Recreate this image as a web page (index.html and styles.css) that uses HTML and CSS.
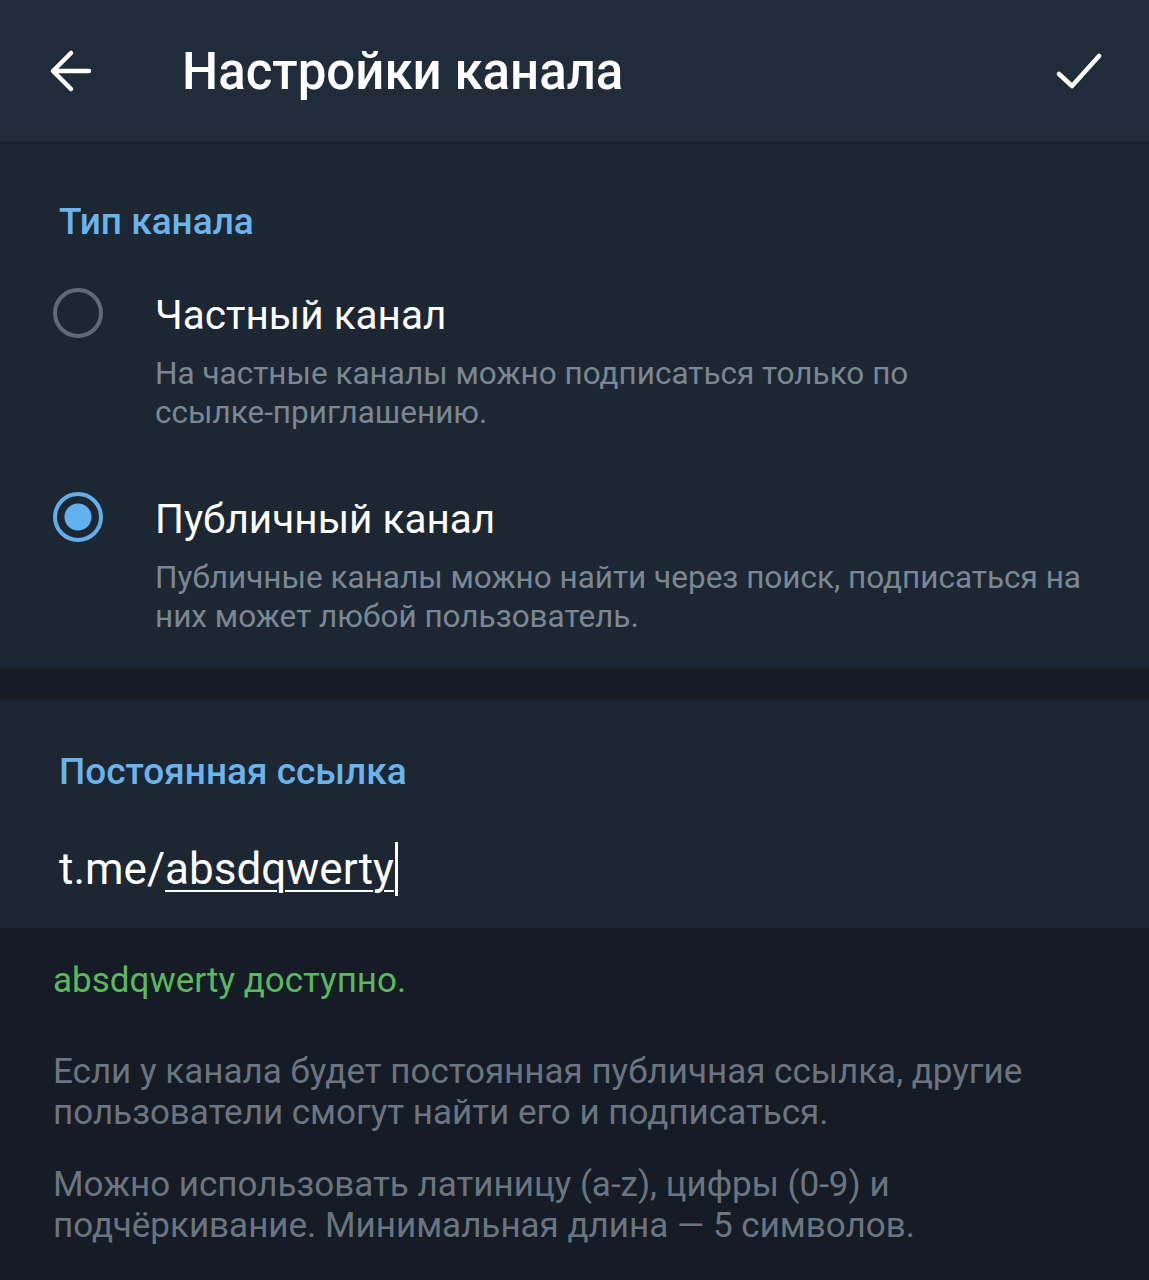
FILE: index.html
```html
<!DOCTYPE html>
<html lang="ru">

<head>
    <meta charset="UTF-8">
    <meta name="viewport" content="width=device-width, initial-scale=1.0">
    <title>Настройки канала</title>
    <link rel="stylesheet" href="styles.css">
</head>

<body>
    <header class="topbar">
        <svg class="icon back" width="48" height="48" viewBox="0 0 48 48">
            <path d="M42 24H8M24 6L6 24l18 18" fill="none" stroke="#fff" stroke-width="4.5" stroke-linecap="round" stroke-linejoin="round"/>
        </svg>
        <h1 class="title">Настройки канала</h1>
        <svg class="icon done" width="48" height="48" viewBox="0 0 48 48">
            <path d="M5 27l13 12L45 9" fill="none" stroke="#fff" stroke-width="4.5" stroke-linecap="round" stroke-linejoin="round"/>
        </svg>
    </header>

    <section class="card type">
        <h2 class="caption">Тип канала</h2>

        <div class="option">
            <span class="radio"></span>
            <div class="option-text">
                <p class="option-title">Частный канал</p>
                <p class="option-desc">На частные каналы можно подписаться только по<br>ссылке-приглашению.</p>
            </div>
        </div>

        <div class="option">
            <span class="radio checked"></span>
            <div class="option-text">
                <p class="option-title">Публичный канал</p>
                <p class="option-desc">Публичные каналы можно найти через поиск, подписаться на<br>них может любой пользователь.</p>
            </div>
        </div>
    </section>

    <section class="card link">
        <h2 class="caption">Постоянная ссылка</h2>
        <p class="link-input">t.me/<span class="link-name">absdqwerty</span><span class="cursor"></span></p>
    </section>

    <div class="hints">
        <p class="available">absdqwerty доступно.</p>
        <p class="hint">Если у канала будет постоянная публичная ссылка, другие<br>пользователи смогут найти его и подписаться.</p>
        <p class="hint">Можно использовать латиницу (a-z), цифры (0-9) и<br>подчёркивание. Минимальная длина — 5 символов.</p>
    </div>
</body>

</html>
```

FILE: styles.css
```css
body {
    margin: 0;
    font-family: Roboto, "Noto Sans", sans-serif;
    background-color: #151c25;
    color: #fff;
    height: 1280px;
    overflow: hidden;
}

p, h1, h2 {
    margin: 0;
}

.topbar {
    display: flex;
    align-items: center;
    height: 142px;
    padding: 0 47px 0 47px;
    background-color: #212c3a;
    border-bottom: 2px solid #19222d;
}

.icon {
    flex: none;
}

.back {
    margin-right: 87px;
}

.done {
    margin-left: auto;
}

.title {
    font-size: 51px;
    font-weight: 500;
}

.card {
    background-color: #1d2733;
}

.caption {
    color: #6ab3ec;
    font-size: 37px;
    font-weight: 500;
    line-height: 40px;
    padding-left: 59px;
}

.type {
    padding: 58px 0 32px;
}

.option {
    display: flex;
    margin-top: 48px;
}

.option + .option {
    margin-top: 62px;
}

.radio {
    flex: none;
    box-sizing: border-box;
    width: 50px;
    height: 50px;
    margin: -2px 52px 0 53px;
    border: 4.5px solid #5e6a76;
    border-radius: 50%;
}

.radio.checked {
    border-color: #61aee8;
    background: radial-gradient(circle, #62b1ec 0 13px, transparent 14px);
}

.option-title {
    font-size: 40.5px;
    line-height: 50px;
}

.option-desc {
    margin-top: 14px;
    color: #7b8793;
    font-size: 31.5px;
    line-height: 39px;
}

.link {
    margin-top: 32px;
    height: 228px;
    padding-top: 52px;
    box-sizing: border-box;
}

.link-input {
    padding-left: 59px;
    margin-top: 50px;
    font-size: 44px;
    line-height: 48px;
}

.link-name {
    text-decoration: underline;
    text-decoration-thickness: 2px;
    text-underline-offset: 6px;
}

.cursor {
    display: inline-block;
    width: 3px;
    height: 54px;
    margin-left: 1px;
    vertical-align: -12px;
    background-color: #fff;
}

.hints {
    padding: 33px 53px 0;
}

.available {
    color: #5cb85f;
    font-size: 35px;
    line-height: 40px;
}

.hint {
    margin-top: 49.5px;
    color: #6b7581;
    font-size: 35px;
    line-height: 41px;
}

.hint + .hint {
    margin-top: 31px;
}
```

◆ ◆ ◆ ◆ ◆ ◆ ◆

WHAT THIS TASK INVOLVES:
Leaving out the pictures, repeat the data above exactly.

TASK RESULT:
Recreate this image as a web page (index.html and styles.css) that uses HTML and CSS.
FILE: index.html
```html
<!DOCTYPE html>
<html lang="ru">

<head>
    <meta charset="UTF-8">
    <meta name="viewport" content="width=device-width, initial-scale=1.0">
    <title>Настройки канала</title>
    <link rel="stylesheet" href="styles.css">
</head>

<body>
    <header class="topbar">
        <svg class="icon back" width="48" height="48" viewBox="0 0 48 48">
            <path d="M42 24H8M24 6L6 24l18 18" fill="none" stroke="#fff" stroke-width="4.5" stroke-linecap="round" stroke-linejoin="round"/>
        </svg>
        <h1 class="title">Настройки канала</h1>
        <svg class="icon done" width="48" height="48" viewBox="0 0 48 48">
            <path d="M5 27l13 12L45 9" fill="none" stroke="#fff" stroke-width="4.5" stroke-linecap="round" stroke-linejoin="round"/>
        </svg>
    </header>

    <section class="card type">
        <h2 class="caption">Тип канала</h2>

        <div class="option">
            <span class="radio"></span>
            <div class="option-text">
                <p class="option-title">Частный канал</p>
                <p class="option-desc">На частные каналы можно подписаться только по<br>ссылке-приглашению.</p>
            </div>
        </div>

        <div class="option">
            <span class="radio checked"></span>
            <div class="option-text">
                <p class="option-title">Публичный канал</p>
                <p class="option-desc">Публичные каналы можно найти через поиск, подписаться на<br>них может любой пользователь.</p>
            </div>
        </div>
    </section>

    <section class="card link">
        <h2 class="caption">Постоянная ссылка</h2>
        <p class="link-input">t.me/<span class="link-name">absdqwerty</span><span class="cursor"></span></p>
    </section>

    <div class="hints">
        <p class="available">absdqwerty доступно.</p>
        <p class="hint">Если у канала будет постоянная публичная ссылка, другие<br>пользователи смогут найти его и подписаться.</p>
        <p class="hint">Можно использовать латиницу (a-z), цифры (0-9) и<br>подчёркивание. Минимальная длина — 5 символов.</p>
    </div>
</body>

</html>
```

FILE: styles.css
```css
body {
    margin: 0;
    font-family: Roboto, "Noto Sans", sans-serif;
    background-color: #151c25;
    color: #fff;
    height: 1280px;
    overflow: hidden;
}

p, h1, h2 {
    margin: 0;
}

.topbar {
    display: flex;
    align-items: center;
    height: 142px;
    padding: 0 47px 0 47px;
    background-color: #212c3a;
    border-bottom: 2px solid #19222d;
}

.icon {
    flex: none;
}

.back {
    margin-right: 87px;
}

.done {
    margin-left: auto;
}

.title {
    font-size: 51px;
    font-weight: 500;
}

.card {
    background-color: #1d2733;
}

.caption {
    color: #6ab3ec;
    font-size: 37px;
    font-weight: 500;
    line-height: 40px;
    padding-left: 59px;
}

.type {
    padding: 58px 0 32px;
}

.option {
    display: flex;
    margin-top: 48px;
}

.option + .option {
    margin-top: 62px;
}

.radio {
    flex: none;
    box-sizing: border-box;
    width: 50px;
    height: 50px;
    margin: -2px 52px 0 53px;
    border: 4.5px solid #5e6a76;
    border-radius: 50%;
}

.radio.checked {
    border-color: #61aee8;
    background: radial-gradient(circle, #62b1ec 0 13px, transparent 14px);
}

.option-title {
    font-size: 40.5px;
    line-height: 50px;
}

.option-desc {
    margin-top: 14px;
    color: #7b8793;
    font-size: 31.5px;
    line-height: 39px;
}

.link {
    margin-top: 32px;
    height: 228px;
    padding-top: 52px;
    box-sizing: border-box;
}

.link-input {
    padding-left: 59px;
    margin-top: 50px;
    font-size: 44px;
    line-height: 48px;
}

.link-name {
    text-decoration: underline;
    text-decoration-thickness: 2px;
    text-underline-offset: 6px;
}

.cursor {
    display: inline-block;
    width: 3px;
    height: 54px;
    margin-left: 1px;
    vertical-align: -12px;
    background-color: #fff;
}

.hints {
    padding: 33px 53px 0;
}

.available {
    color: #5cb85f;
    font-size: 35px;
    line-height: 40px;
}

.hint {
    margin-top: 49.5px;
    color: #6b7581;
    font-size: 35px;
    line-height: 41px;
}

.hint + .hint {
    margin-top: 31px;
}
```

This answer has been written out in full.